Jane Hume carries financial chalice

Ian Rogers and John Kavanagh
Senator Jane Hume, a career banker now appointed as assistant minister for superannuation and financial services. Photo: Twitter
Two junior ministers will share responsibility for financial services in Scott Morrison's new government.

Michael Sukkar returns as assistant treasurer and also minister for housing, while Senator Jane Hume will be assistant minister for superannuation and financial services.

Hume, elected to represent Victoria in 2016, has a work background in banking with National Australia Bank, Rothschild Australia and Deutsche Bank. Immediately prior to her election, she was a senior policy adviser at Australian Super.

On the conservative side of politics, this brings to six the number of people have overseen the financial services portfolio over the last two terms of parliament including Arthur Sinodinos, Kelly O'Dwyer, Matthias Cormann, Josh Frydenberg, and most recently Stuart Robert.

Criticised for going into the election without much of a policy agenda, the government's new Treasury team settles into office this week with a large number of measures with impact for the financial services industry that were planned or in train when the election was called. The government will be reviewing its policy agenda but it can be expected to push on with many of these policies.

Personal tax cuts.
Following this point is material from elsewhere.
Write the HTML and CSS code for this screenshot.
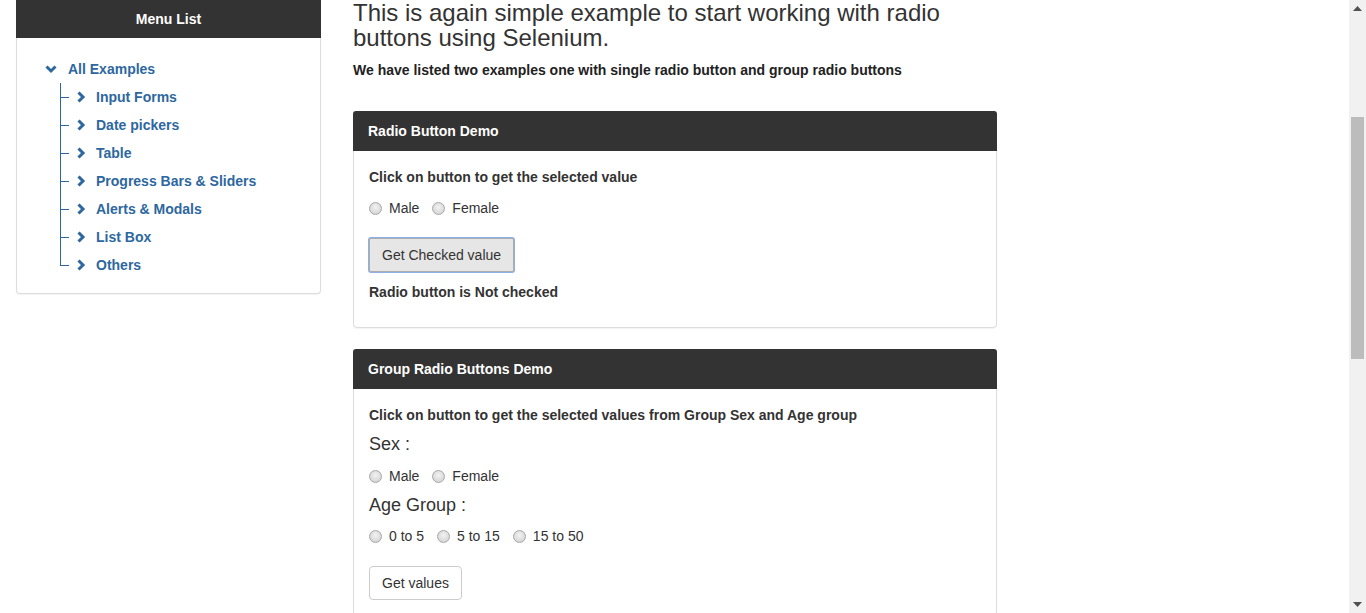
FILE: index.html
```html
<!DOCTYPE html>
<html lang="en">
<head>
<meta charset="utf-8">
<title>Radio Button Demo</title>
<link rel="stylesheet" href="styles.css">
</head>
<body>
<div class="viewport">
  <div class="page">
    <aside class="side-panel">
      <div class="side-heading">Menu List</div>
      <div class="side-body">
        <div class="tree-root">
          <svg class="chev-down" width="12" height="9" viewBox="0 0 12 9"><polyline points="1.5,1.5 6,6 10.5,1.5" fill="none" stroke="#2d67a0" stroke-width="3"/></svg>
          <span class="tree-link">All Examples</span>
        </div>
        <ul class="tree">
          <li class="tree-item"><span class="conn"></span><svg class="chev-right" width="9" height="12" viewBox="0 0 9 12"><polyline points="1.5,1.5 6,6 1.5,10.5" fill="none" stroke="#2d67a0" stroke-width="3"/></svg><span class="tree-link">Input Forms</span></li>
          <li class="tree-item"><span class="conn"></span><svg class="chev-right" width="9" height="12" viewBox="0 0 9 12"><polyline points="1.5,1.5 6,6 1.5,10.5" fill="none" stroke="#2d67a0" stroke-width="3"/></svg><span class="tree-link">Date pickers</span></li>
          <li class="tree-item"><span class="conn"></span><svg class="chev-right" width="9" height="12" viewBox="0 0 9 12"><polyline points="1.5,1.5 6,6 1.5,10.5" fill="none" stroke="#2d67a0" stroke-width="3"/></svg><span class="tree-link">Table</span></li>
          <li class="tree-item"><span class="conn"></span><svg class="chev-right" width="9" height="12" viewBox="0 0 9 12"><polyline points="1.5,1.5 6,6 1.5,10.5" fill="none" stroke="#2d67a0" stroke-width="3"/></svg><span class="tree-link">Progress Bars &amp; Sliders</span></li>
          <li class="tree-item"><span class="conn"></span><svg class="chev-right" width="9" height="12" viewBox="0 0 9 12"><polyline points="1.5,1.5 6,6 1.5,10.5" fill="none" stroke="#2d67a0" stroke-width="3"/></svg><span class="tree-link">Alerts &amp; Modals</span></li>
          <li class="tree-item"><span class="conn"></span><svg class="chev-right" width="9" height="12" viewBox="0 0 9 12"><polyline points="1.5,1.5 6,6 1.5,10.5" fill="none" stroke="#2d67a0" stroke-width="3"/></svg><span class="tree-link">List Box</span></li>
          <li class="tree-item last"><span class="conn"></span><svg class="chev-right" width="9" height="12" viewBox="0 0 9 12"><polyline points="1.5,1.5 6,6 1.5,10.5" fill="none" stroke="#2d67a0" stroke-width="3"/></svg><span class="tree-link">Others</span></li>
        </ul>
      </div>
    </aside>

    <main class="main">
      <h3 class="intro">This is again simple example to start working with radio buttons using Selenium.</h3>
      <p class="lead-text">We have listed two examples one with single radio button and group radio buttons</p>

      <section class="panel">
        <div class="panel-heading">Radio Button Demo</div>
        <div class="panel-body">
          <p class="bold-text">Click on button to get the selected value</p>
          <div class="radio-row">
            <label class="radio-label"><input type="radio" name="opt" class="radio"><span>Male</span></label>
            <label class="radio-label"><input type="radio" name="opt" class="radio"><span>Female</span></label>
          </div>
          <button class="btn btn-active" type="button">Get Checked value</button>
          <p class="bold-text result">Radio button is Not checked</p>
        </div>
      </section>

      <section class="panel">
        <div class="panel-heading">Group Radio Buttons Demo</div>
        <div class="panel-body">
          <p class="bold-text group-intro">Click on button to get the selected values from Group Sex and Age group</p>
          <h4 class="group-title">Sex :</h4>
          <div class="radio-row group-row">
            <label class="radio-label"><input type="radio" name="sex" class="radio"><span>Male</span></label>
            <label class="radio-label"><input type="radio" name="sex" class="radio"><span>Female</span></label>
          </div>
          <h4 class="group-title age-title">Age Group :</h4>
          <div class="radio-row">
            <label class="radio-label"><input type="radio" name="age" class="radio"><span>0 to 5</span></label>
            <label class="radio-label"><input type="radio" name="age" class="radio"><span>5 to 15</span></label>
            <label class="radio-label"><input type="radio" name="age" class="radio"><span>15 to 50</span></label>
          </div>
          <button class="btn btn-default" type="button">Get values</button>
        </div>
      </section>
    </main>
  </div>

  <div class="scrollbar">
    <div class="sb-arrow"><svg width="9" height="5" viewBox="0 0 9 5"><polygon points="0,5 4.5,0 9,5" fill="#505050"/></svg></div>
    <div class="sb-track"><div class="sb-thumb"></div></div>
    <div class="sb-arrow"><svg width="9" height="5" viewBox="0 0 9 5"><polygon points="0,0 9,0 4.5,5" fill="#505050"/></svg></div>
  </div>
</div>
</body>
</html>
```

FILE: styles.css
```css
* { box-sizing: border-box; }

html, body {
  margin: 0;
  padding: 0;
  height: 100%;
  overflow: hidden;
  background: #fff;
}

body {
  font-family: "Liberation Sans", Arial, Helvetica, sans-serif;
  font-size: 14px;
  line-height: 20px;
  color: #333;
}

.viewport {
  display: flex;
  height: 613px;
}

.page {
  flex: 1;
  display: flex;
  align-items: flex-start;
  padding-left: 16px;
  gap: 32px;
  overflow: hidden;
}

/* Side panel */
.side-panel {
  width: 305px;
  flex: none;
  border: 1px solid #ddd;
  border-top: none;
  border-radius: 0 0 4px 4px;
  box-shadow: 0 1px 1px rgba(0,0,0,.05);
  background: #fff;
}

.side-heading {
  height: 38px;
  line-height: 38px;
  background: #333;
  color: #fff;
  font-weight: bold;
  text-align: center;
  margin: 0 -1px;
}

.side-body {
  padding: 17px 0 14px 28px;
}

.tree-root {
  display: flex;
  align-items: center;
  height: 28px;
}

.chev-down {
  display: block;
  margin-right: 11px;
}

.tree-link {
  color: #2d67a0;
  font-weight: bold;
  white-space: nowrap;
}

.tree {
  list-style: none;
  margin: 0;
  padding: 0 0 0 15px;
}

.tree-item {
  display: flex;
  align-items: center;
  height: 28px;
}

.conn {
  width: 9px;
  height: 28px;
  flex: none;
  margin-right: 8px;
  background:
    linear-gradient(#2d67a0, #2d67a0) left top / 1px 100% no-repeat,
    linear-gradient(#2d67a0, #2d67a0) left 14px / 100% 1px no-repeat;
}

.tree-item.last .conn {
  background:
    linear-gradient(#2d67a0, #2d67a0) left top / 1px 15px no-repeat,
    linear-gradient(#2d67a0, #2d67a0) left 14px / 100% 1px no-repeat;
}

.chev-right {
  display: block;
  margin-right: 10px;
}

/* Main column */
.main {
  width: 644px;
  flex: none;
}

.intro {
  margin: 0 0 10px;
  font-size: 24px;
  line-height: 25px;
  font-weight: 500;
  color: #333;
}

.lead-text {
  margin: 0 0 31px;
  font-weight: bold;
  font-size: 14px;
  color: #222;
}

.panel {
  border: 1px solid #ddd;
  border-radius: 4px;
  box-shadow: 0 1px 1px rgba(0,0,0,.05);
  margin-bottom: 21px;
  background: #fff;
}

.panel-heading {
  background: #333;
  color: #fff;
  font-weight: bold;
  padding: 10px 15px;
  height: 40px;
  margin: -1px -1px 0;
  border-radius: 3px 3px 0 0;
}

.panel-body {
  padding: 16px 15px 15px;
}

.bold-text {
  margin: 0 0 11px;
  font-weight: bold;
}

.group-intro {
  margin-bottom: 9px;
}

.result {
  margin: 10px 0 10px;
}

.radio-row {
  display: flex;
  gap: 13px;
  height: 20px;
  align-items: center;
  margin-bottom: 20px;
}

.radio-label {
  display: inline-flex;
  align-items: center;
  color: #333;
}

.radio {
  appearance: none;
  -webkit-appearance: none;
  width: 13px;
  height: 13px;
  margin: 0 7px 0 0;
  border-radius: 50%;
  border: 1px solid #a7a7a7;
  background: radial-gradient(circle at 50% 40%, #f2f2f2 0%, #dcdcdc 60%, #cfcfcf 100%);
  flex: none;
}

.group-title {
  margin: 0 0 12px;
  font-size: 18px;
  line-height: 20px;
  font-weight: 500;
  color: #333;
}

.group-title.age-title {
  margin-bottom: 11px;
}

.radio-row.group-row {
  margin-bottom: 9px;
}

.btn {
  display: block;
  font-family: inherit;
  font-size: 14px;
  line-height: 20px;
  padding: 6px 12px;
  height: 34px;
  border-radius: 4px;
  color: #333;
  cursor: pointer;
}

.btn-default {
  background: #fff;
  border: 1px solid #ccc;
}

.btn-active {
  background: #e6e6e6;
  border: 1px solid #adadad;
  border-radius: 2px;
  box-shadow: 0 0 0 1px #8fb0e6;
}

/* Scrollbar */
.scrollbar {
  width: 17px;
  flex: none;
  background: #f1f1f1;
  display: flex;
  flex-direction: column;
}

.sb-arrow {
  height: 17px;
  display: flex;
  align-items: center;
  justify-content: center;
  flex: none;
}

.sb-track {
  flex: 1;
  padding: 100px 2px 0;
}

.sb-thumb {
  height: 242px;
  background: #bcbcbc;
}
```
The government plans to make a number of changes to personal income tax arrangements, playing out over the next five years.

The immediate change is an increase in the low-mid tax offset (LMITO), with an increase in the maximum amount from A$530 to $1080 a year.

There has been widespread coverage of the fact that Parliament is unlikely to sit before June 30 and the government faces a problem getting this change implemented according to its original timetable.

From 1 July 2022, the government plans to increase the top threshold for the 19 per cent tax brackets from $41,000 to $45,000.
From 2024/25 the 32.5 per cent marginal tax rate will drop to 30 per cent and the number of marginal rates will be cut to three.

CGT main residence exemption. Treasury Laws Amendment (Reducing Pressure on Housing Affordability Measures No 2) Bill 2018, removes the entitlement to the capital gains tax main residence exemption for foreign residents.

The bill passed the House of Representatives in March last year. It was before the Senate but had not been voted on before Parliament was dissolved for the election. As a result, the bill lapsed.

There has been a lot of criticism of this bill because it appears to have the unintended consequence of catching expats in the net. The government delayed passage of the bill to review it but it has not said whether it will change or withdraw it.

Preventing contribution cap breaches. The government will allow individuals whose income exceeds $263,157 and have multiple employers to nominate that their wages from certain employers are not subject to the super guarantee, from July 1, 2018.

The measure is designed to allow people to avoid unintentionally breaching the $25,000 annual concessional contribution cap as a result of multiple compulsory super guarantee contributions.

As super guarantee contributions are counted as concessional contributions, high-income earners with several employers are at risk of inadvertently breaching the concessional contribution cap. Breaching the cap exposes fund members to excess contributions tax, as well as a shortfall interest charge.

Super and older Australians. The plan is to relax the contribution work test, increase the age limit for spouse contributions and extend eligibility for bring-forward arrangements.

From 1 July next year, Australians aged 65 and 66 will be able to make voluntary superannuation contributions, both concessional and non-concessional, without meeting the work test.

Currently, people in this group can only make voluntary contributions if they work a minimum of 40 hours over a 30-day period.

The rule change will align the work test with the eligibility age for the Age Pension, which is scheduled to reach 67 from 1 July 2023.

This comes on top of changes announced in December, when the government said that from July this year Australians aged 65 to 74 with a total superannuation balance below $300,000 will be able to make voluntary contributions for 12 months from the end of the financial year in which they last met the work test.

The age limit for spouse contributions would go up from 69 to 74. Currently those aged 70 and over cannot receive contributions made by another person on their behalf.

And the government will extend access to the bring-forward arrangements, which currently allow those aged under 65 to make three years' worth of non-concessional contributions to super in a single year. Under the new rule, this will be extended to those aged 65 and 66.

Super insurance opt-in. The government may make a second attempt at introducing a rule that insurance within superannuation is only offered on an opt-in basis to members whose accounts have balances of less than $6000, and new accounts for members under age 25.

Salary sacrifice integrity. A bill that was before the Senate and lapsed would prevent employers from using an employee's salary sacrifice contributions to reduce the employer's own minimum 9.5 per cent super guarantee contributions. The bill also extends choice of super to employees covered by new enterprise agreements and workplace determinations.